> [Stated task]
Each line that includes "screenshot" counts once; give the total and nothing besides.

> [Data listing]
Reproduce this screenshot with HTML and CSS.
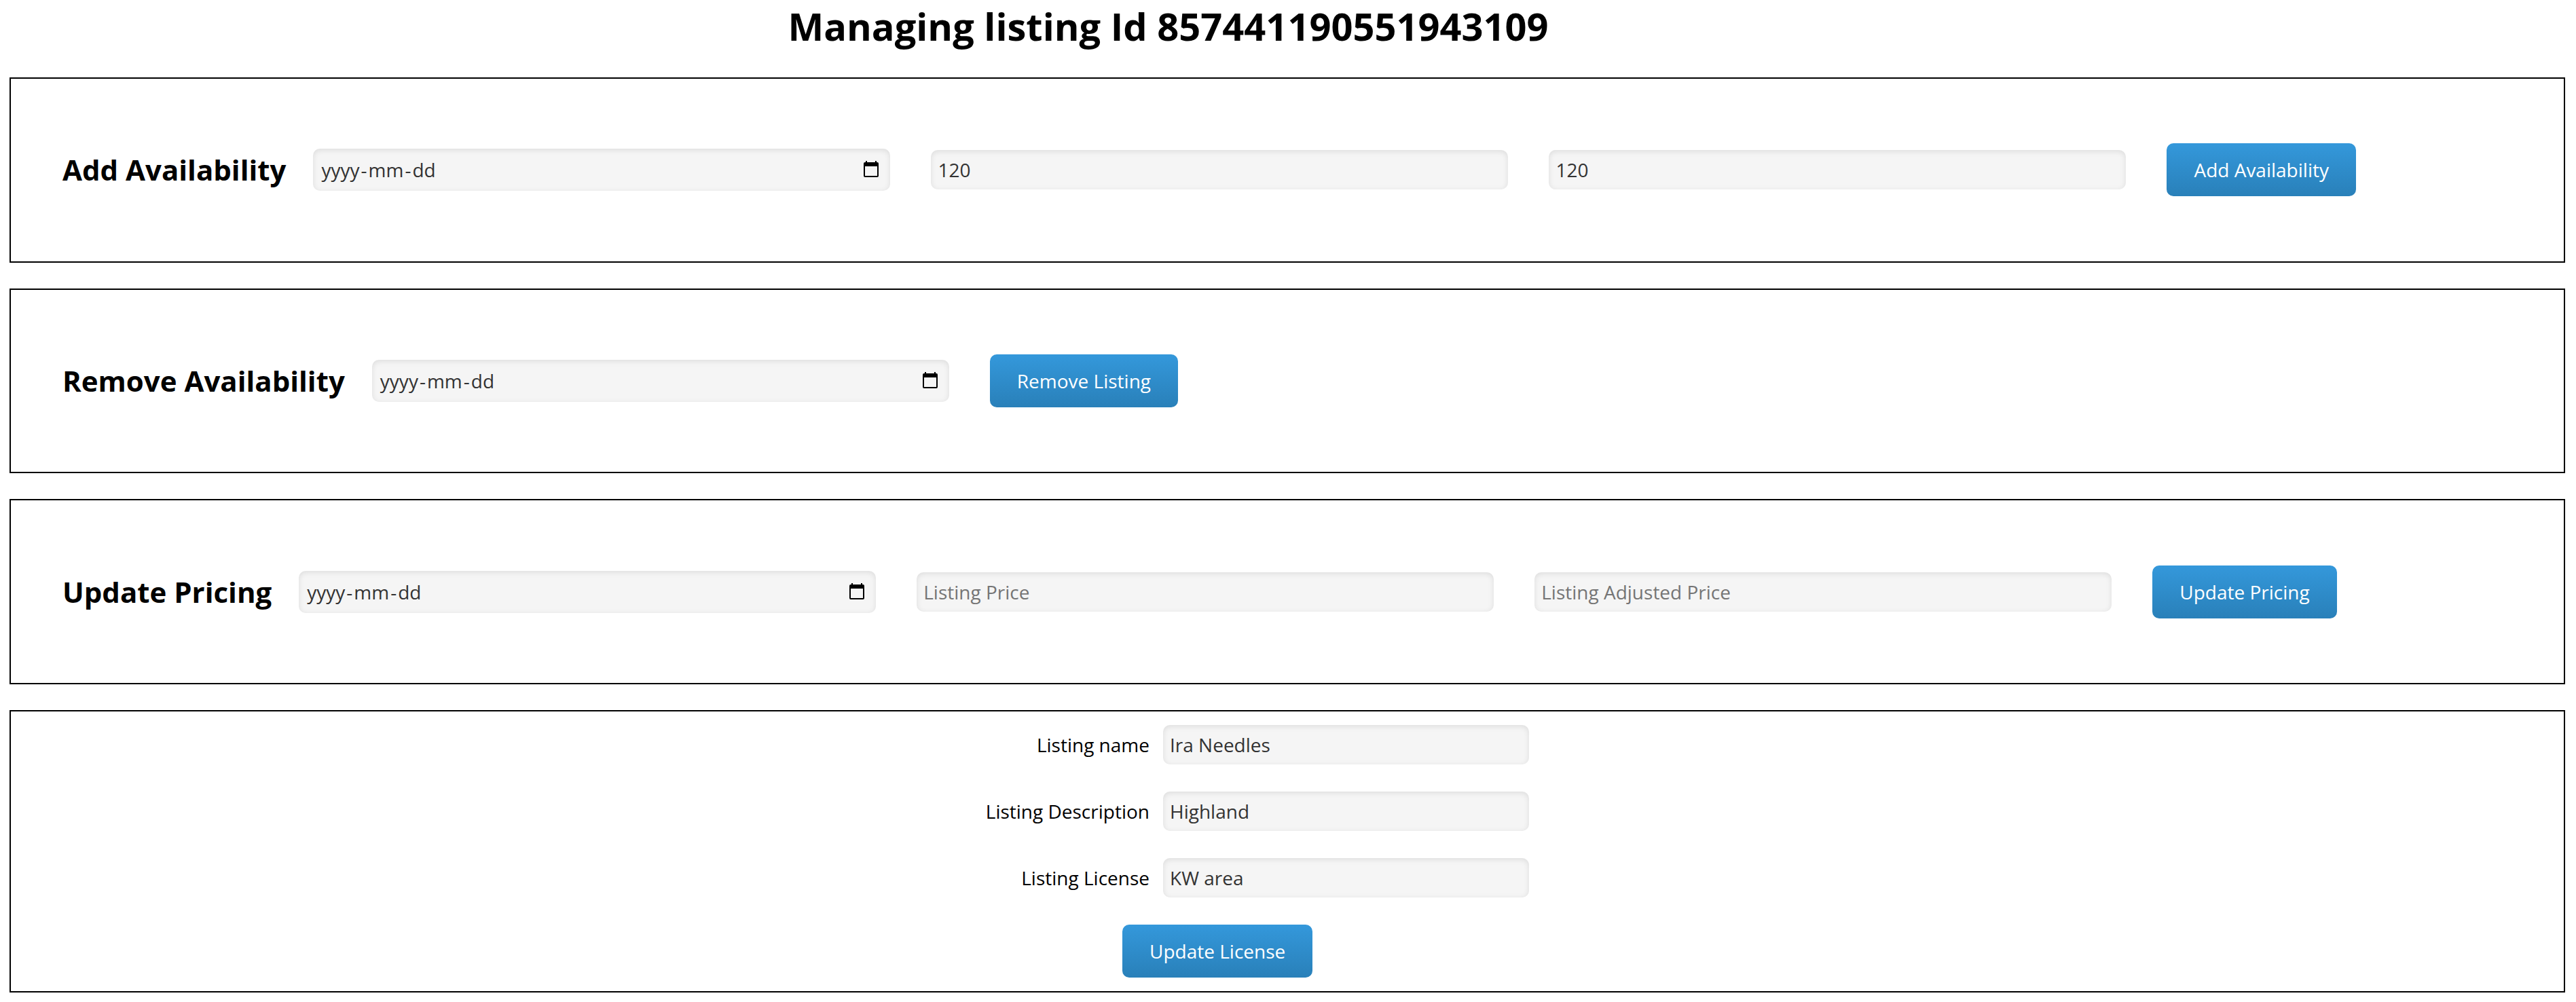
* * *
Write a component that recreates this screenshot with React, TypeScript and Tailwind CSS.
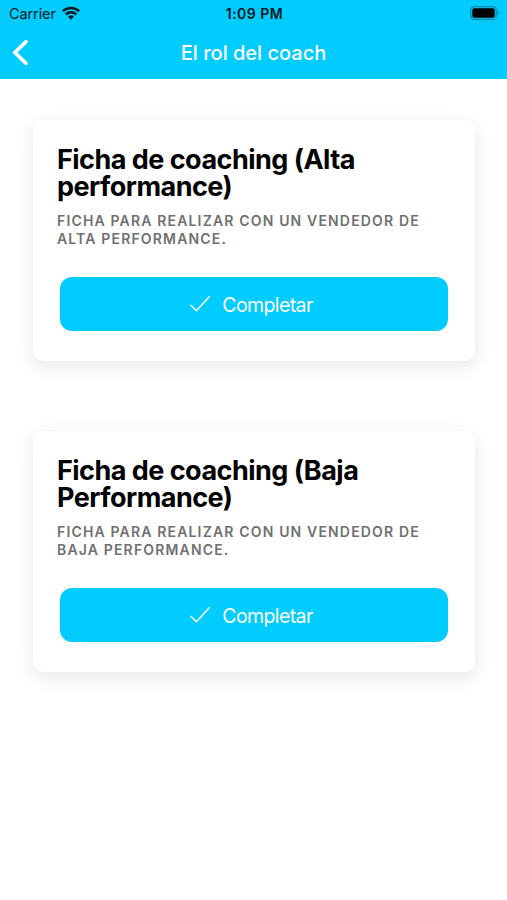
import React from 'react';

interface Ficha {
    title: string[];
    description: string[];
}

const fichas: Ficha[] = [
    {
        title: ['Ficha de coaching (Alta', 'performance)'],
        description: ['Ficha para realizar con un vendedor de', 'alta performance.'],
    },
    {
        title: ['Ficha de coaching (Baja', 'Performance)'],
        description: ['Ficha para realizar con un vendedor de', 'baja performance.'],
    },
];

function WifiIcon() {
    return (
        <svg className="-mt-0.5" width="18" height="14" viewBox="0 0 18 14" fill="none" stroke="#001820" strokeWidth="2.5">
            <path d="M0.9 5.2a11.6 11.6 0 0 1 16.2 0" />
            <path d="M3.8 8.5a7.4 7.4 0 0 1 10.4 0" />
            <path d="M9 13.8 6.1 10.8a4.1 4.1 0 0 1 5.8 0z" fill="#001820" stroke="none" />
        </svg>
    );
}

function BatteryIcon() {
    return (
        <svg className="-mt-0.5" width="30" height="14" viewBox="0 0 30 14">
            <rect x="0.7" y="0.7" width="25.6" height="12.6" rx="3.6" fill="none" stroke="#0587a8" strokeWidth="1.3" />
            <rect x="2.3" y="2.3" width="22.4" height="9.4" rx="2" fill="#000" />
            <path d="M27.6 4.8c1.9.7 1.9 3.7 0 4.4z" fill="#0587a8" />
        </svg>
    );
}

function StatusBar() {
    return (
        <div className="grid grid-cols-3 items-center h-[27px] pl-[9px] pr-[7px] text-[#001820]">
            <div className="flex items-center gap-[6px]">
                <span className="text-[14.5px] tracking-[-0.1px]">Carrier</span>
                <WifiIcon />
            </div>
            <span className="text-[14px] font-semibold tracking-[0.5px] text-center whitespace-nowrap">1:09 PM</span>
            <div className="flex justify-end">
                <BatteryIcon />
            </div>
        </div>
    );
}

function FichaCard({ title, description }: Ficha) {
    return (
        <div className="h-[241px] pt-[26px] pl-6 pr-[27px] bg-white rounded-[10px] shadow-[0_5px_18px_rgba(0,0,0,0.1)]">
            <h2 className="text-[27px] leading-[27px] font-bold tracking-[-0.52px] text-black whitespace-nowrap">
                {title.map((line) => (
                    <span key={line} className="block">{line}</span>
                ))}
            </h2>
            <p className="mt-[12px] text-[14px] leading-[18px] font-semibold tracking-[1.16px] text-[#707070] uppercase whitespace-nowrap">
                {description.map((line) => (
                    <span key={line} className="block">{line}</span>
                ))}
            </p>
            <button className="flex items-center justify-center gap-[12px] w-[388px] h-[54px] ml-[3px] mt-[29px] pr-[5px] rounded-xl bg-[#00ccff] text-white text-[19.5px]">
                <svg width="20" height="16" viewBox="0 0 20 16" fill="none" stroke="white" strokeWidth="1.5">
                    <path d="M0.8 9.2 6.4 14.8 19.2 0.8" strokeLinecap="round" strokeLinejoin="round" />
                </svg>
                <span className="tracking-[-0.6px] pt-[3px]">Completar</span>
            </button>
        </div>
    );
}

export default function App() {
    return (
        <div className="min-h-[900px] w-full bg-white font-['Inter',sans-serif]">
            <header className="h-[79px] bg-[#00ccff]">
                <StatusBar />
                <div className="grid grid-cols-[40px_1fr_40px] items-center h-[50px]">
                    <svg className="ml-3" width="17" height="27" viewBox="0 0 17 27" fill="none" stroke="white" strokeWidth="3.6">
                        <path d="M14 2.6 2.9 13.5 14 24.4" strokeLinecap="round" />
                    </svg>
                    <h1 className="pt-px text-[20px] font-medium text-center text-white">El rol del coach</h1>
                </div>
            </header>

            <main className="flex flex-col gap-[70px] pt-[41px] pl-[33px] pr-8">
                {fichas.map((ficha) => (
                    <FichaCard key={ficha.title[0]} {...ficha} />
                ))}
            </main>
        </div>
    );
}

> [Correct result]
2